Exercise prompt
Print exactly the lines running from the one that holds "Write the React, TypeScript" through the one that holds "['bg-[#6574b7]', 'bg-[#9389e8]', 'bg-[#bbb7fe]', 'bg-[#cdb0e2]']", please, and leave the pictures out.

Available records
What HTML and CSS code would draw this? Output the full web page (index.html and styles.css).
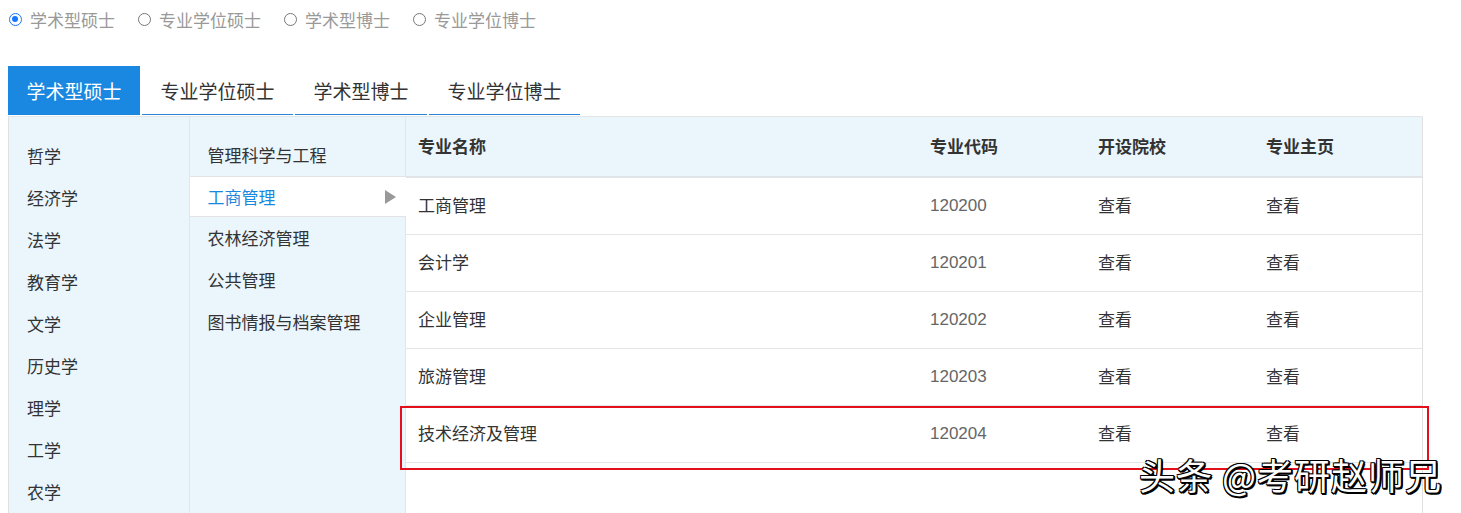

---

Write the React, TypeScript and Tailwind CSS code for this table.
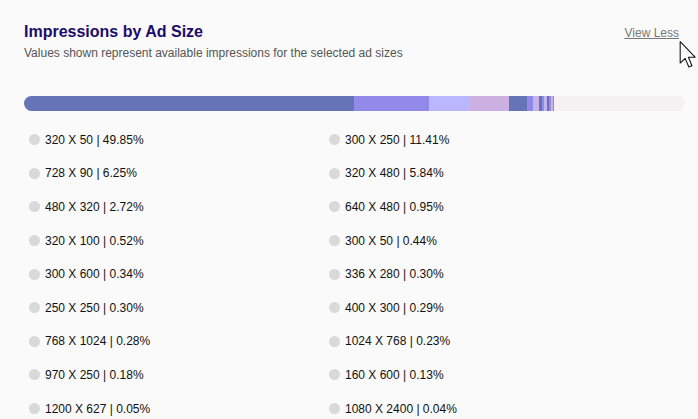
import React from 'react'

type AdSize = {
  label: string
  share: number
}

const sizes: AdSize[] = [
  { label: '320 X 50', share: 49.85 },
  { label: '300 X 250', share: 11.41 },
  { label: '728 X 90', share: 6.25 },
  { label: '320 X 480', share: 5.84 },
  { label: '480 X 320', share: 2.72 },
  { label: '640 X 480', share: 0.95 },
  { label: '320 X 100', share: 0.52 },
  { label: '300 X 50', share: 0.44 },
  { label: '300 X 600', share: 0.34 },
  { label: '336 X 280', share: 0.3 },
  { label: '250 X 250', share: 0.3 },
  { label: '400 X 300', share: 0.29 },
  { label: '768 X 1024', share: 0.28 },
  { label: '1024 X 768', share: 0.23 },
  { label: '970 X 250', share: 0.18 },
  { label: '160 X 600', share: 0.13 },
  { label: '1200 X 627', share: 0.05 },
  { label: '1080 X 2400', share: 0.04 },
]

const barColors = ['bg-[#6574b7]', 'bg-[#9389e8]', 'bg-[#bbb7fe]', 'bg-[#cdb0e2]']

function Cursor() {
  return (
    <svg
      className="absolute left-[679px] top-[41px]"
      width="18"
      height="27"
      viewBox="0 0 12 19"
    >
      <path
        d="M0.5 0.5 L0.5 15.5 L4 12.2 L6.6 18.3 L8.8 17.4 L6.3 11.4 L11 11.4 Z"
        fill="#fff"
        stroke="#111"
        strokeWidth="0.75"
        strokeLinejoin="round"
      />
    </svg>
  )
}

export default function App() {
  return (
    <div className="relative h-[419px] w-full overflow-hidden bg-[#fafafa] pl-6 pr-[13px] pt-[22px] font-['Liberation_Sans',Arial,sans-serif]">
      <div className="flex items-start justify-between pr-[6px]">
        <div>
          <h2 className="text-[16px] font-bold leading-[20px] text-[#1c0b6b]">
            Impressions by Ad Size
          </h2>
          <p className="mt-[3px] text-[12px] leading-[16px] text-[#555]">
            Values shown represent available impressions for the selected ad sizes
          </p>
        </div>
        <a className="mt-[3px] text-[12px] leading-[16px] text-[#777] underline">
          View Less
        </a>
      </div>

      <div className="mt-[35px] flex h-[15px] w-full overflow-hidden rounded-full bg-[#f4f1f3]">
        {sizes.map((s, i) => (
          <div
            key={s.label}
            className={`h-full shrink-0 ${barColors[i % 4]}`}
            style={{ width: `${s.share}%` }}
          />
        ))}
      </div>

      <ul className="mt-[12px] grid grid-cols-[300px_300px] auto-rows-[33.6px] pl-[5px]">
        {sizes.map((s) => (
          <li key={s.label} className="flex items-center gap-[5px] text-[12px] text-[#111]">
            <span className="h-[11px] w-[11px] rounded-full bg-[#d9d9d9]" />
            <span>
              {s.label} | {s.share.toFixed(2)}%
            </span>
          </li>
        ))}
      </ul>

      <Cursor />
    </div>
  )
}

Result of this task
Write the React, TypeScript and Tailwind CSS code for this table.
import React from 'react'

type AdSize = {
  label: string
  share: number
}

const sizes: AdSize[] = [
  { label: '320 X 50', share: 49.85 },
  { label: '300 X 250', share: 11.41 },
  { label: '728 X 90', share: 6.25 },
  { label: '320 X 480', share: 5.84 },
  { label: '480 X 320', share: 2.72 },
  { label: '640 X 480', share: 0.95 },
  { label: '320 X 100', share: 0.52 },
  { label: '300 X 50', share: 0.44 },
  { label: '300 X 600', share: 0.34 },
  { label: '336 X 280', share: 0.3 },
  { label: '250 X 250', share: 0.3 },
  { label: '400 X 300', share: 0.29 },
  { label: '768 X 1024', share: 0.28 },
  { label: '1024 X 768', share: 0.23 },
  { label: '970 X 250', share: 0.18 },
  { label: '160 X 600', share: 0.13 },
  { label: '1200 X 627', share: 0.05 },
  { label: '1080 X 2400', share: 0.04 },
]

const barColors = ['bg-[#6574b7]', 'bg-[#9389e8]', 'bg-[#bbb7fe]', 'bg-[#cdb0e2]']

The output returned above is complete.